Unfortunately for Apple,
Jobs also took aim at another perceived competitor to his Macintosh: the company's own Lisa.
Partly it was psychological.
He had been ousted from that group, and now he wanted to beat it.
He also saw healthy rivalry as a way to motivate his troops.
That's why he bet John Couch $5,000 that the Mac would ship before the Lisa.
The problem was that the rivalry became unhealthy.
Jobs repeatedly portrayed his band of engineers as the cool kids on the block,
in contrast to the plodding HP engineer types working on the Lisa.
More substantively, when he moved away from Jef Raskin's plan for an inexpensive and underpowered portable appliance
and reconceived the Mac as a desktop machine with a graphical user interface,
it became a scaled-down version of the Lisa that would likely undercut it in the marketplace.
Larry Tesler, who managed application software for the Lisa,
realized that it would be important to design both machines to use many of the same software programs.

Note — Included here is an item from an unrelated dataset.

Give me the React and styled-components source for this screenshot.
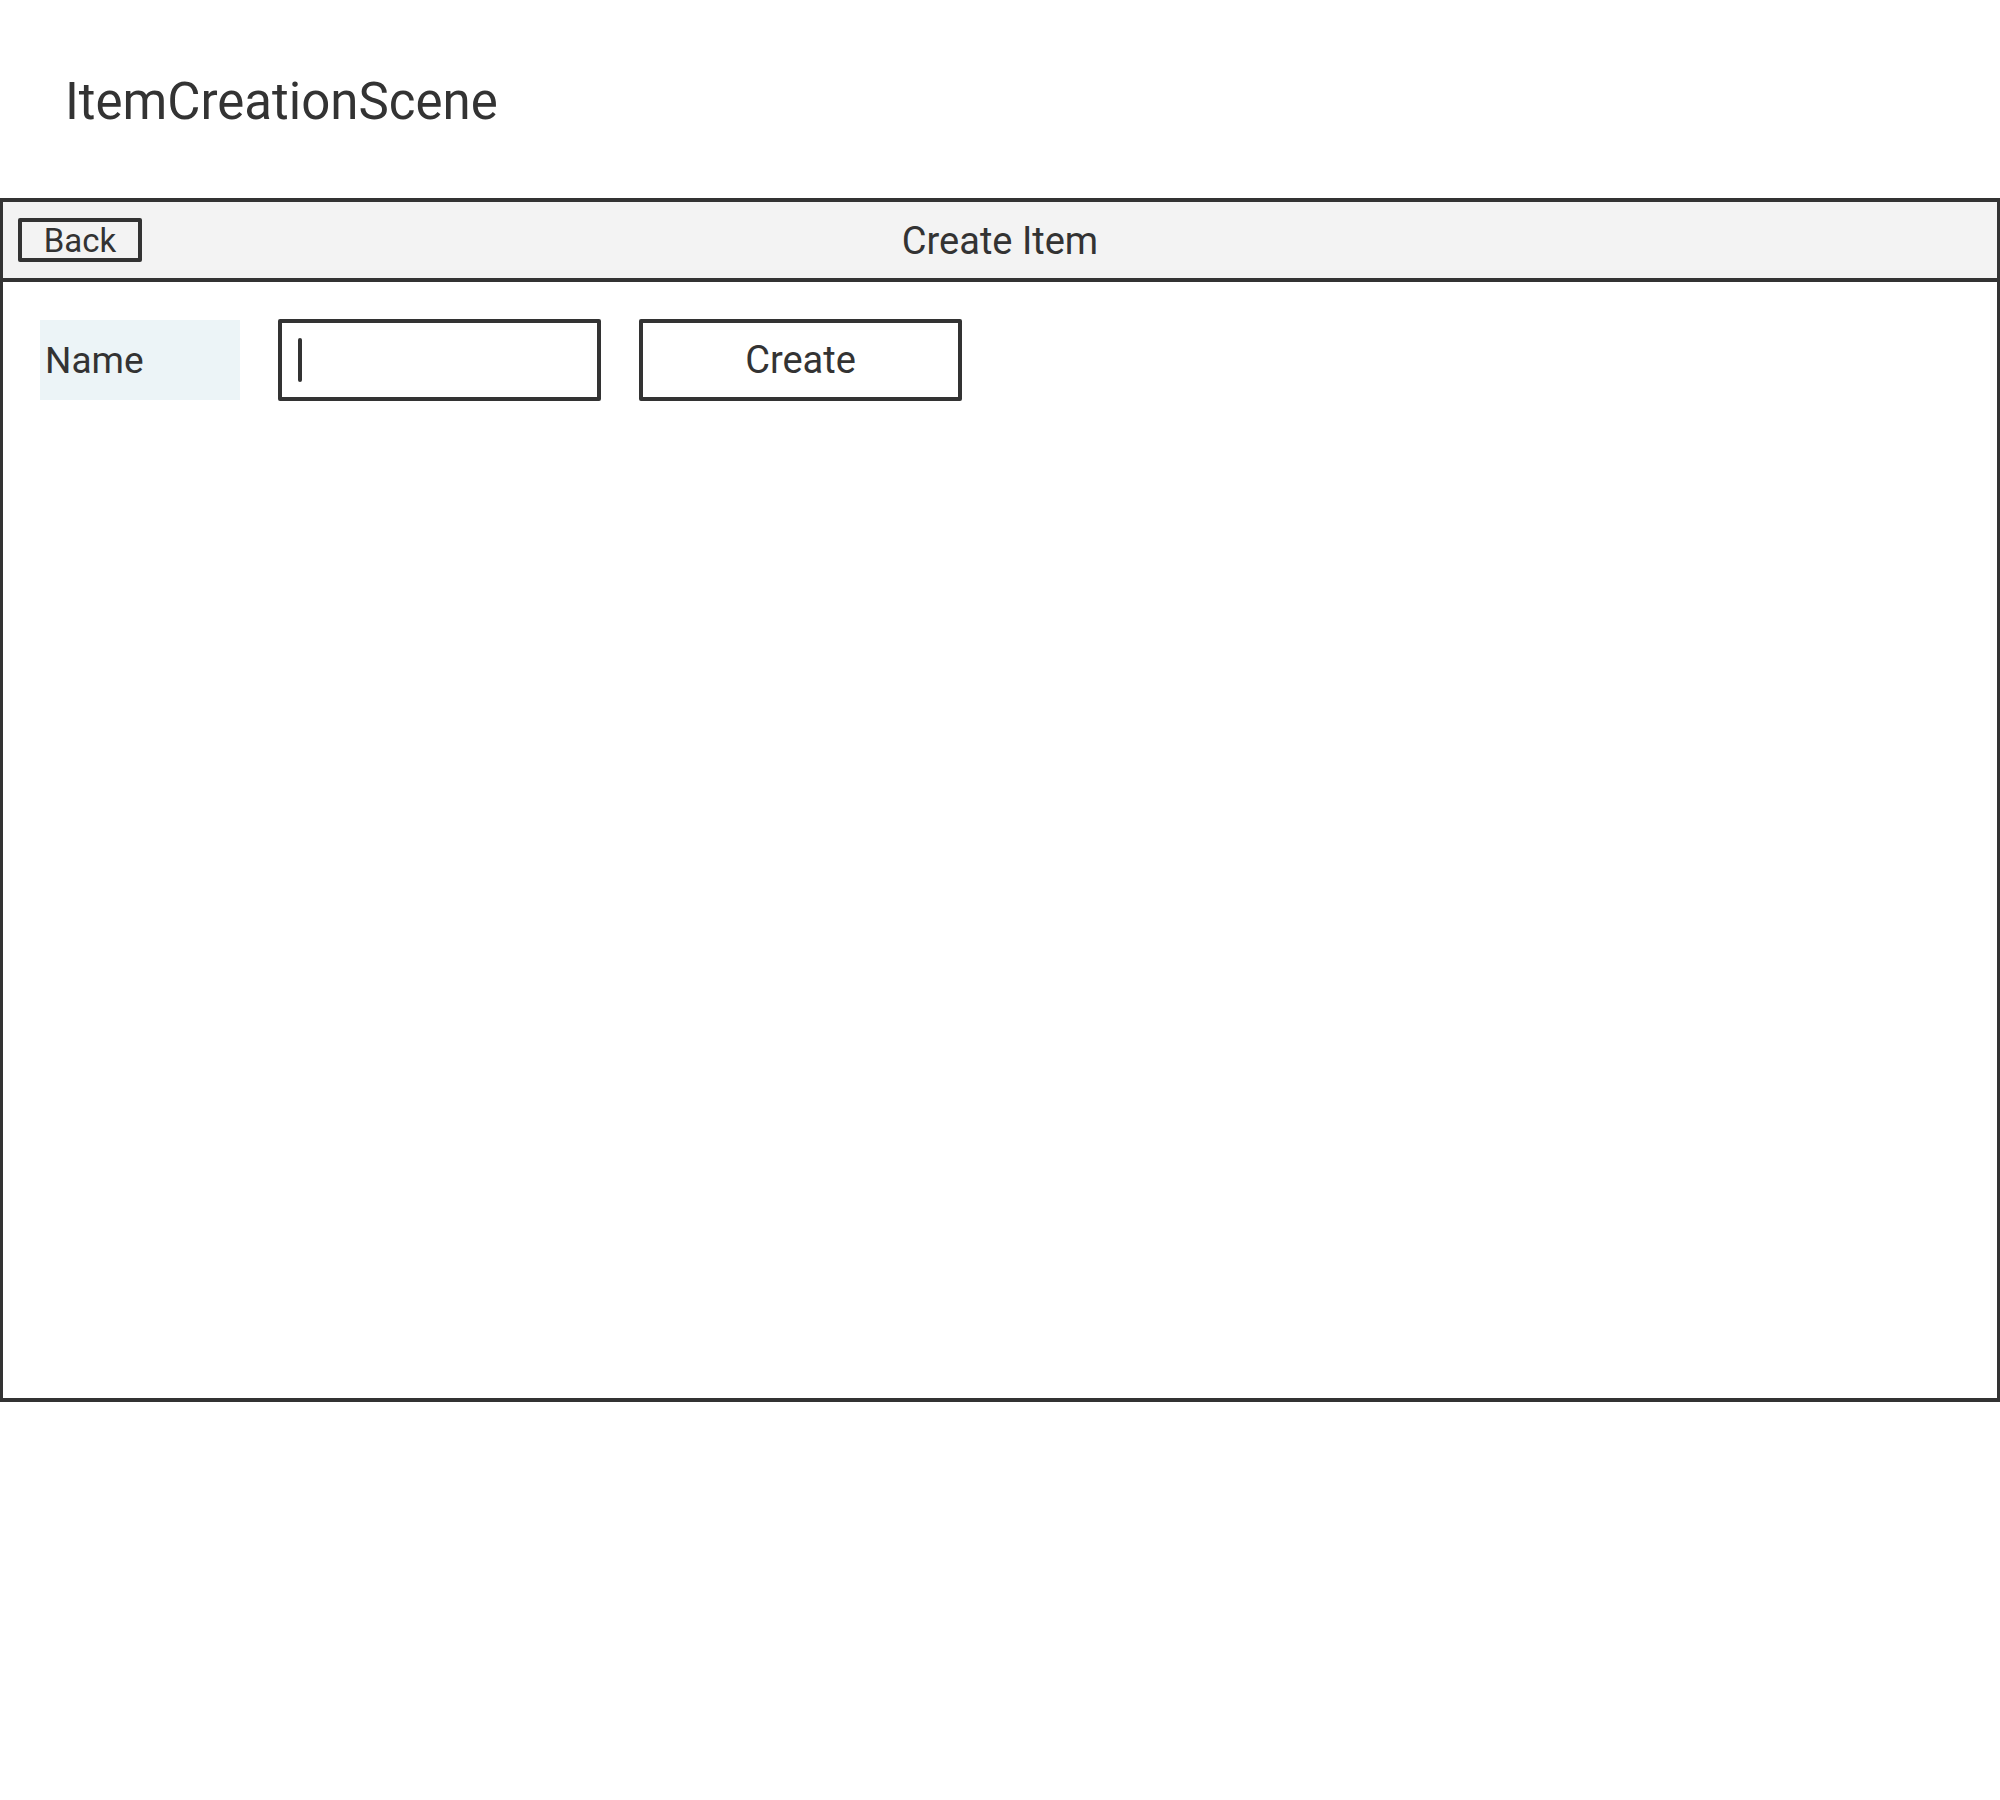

So to broker peace, he arranged for Smith and Hertzfeld to come to the Lisa work space and demonstrate the Mac prototype.
Twenty-five engineers showed up and were listening politely when,
halfway into the presentation, the door burst open.
It was Rich Page, a volatile engineer who was responsible for much of the Lisa's design.
"The Macintosh is going to destroy the Lisa!" he shouted.
"The Macintosh is going to ruin Apple!"
Neither Smith nor Hertzfeld responded, so Page continued his rant.
"Jobs wants to destroy Lisa because we wouldn't let him control it," he said, looking as if he were about to cry.
"Nobody's going to buy a Lisa because they know the Mac is coming! But you don't care!"
He stormed out of the room and slammed the door, but a moment later he barged back in briefly.
"I know it's not your fault," he said to Smith and Hertzfeld.
"Steve Jobs is the problem. Tell Steve that he's destroying Apple!"
Jobs did indeed make the Macintosh into a low-cost competitor to the Lisa, one with incompatible software.
Making matters worse was that neither machine was compatible with the Apple II.
With no one in overall charge at Apple, there was no chance of keeping Jobs in harness.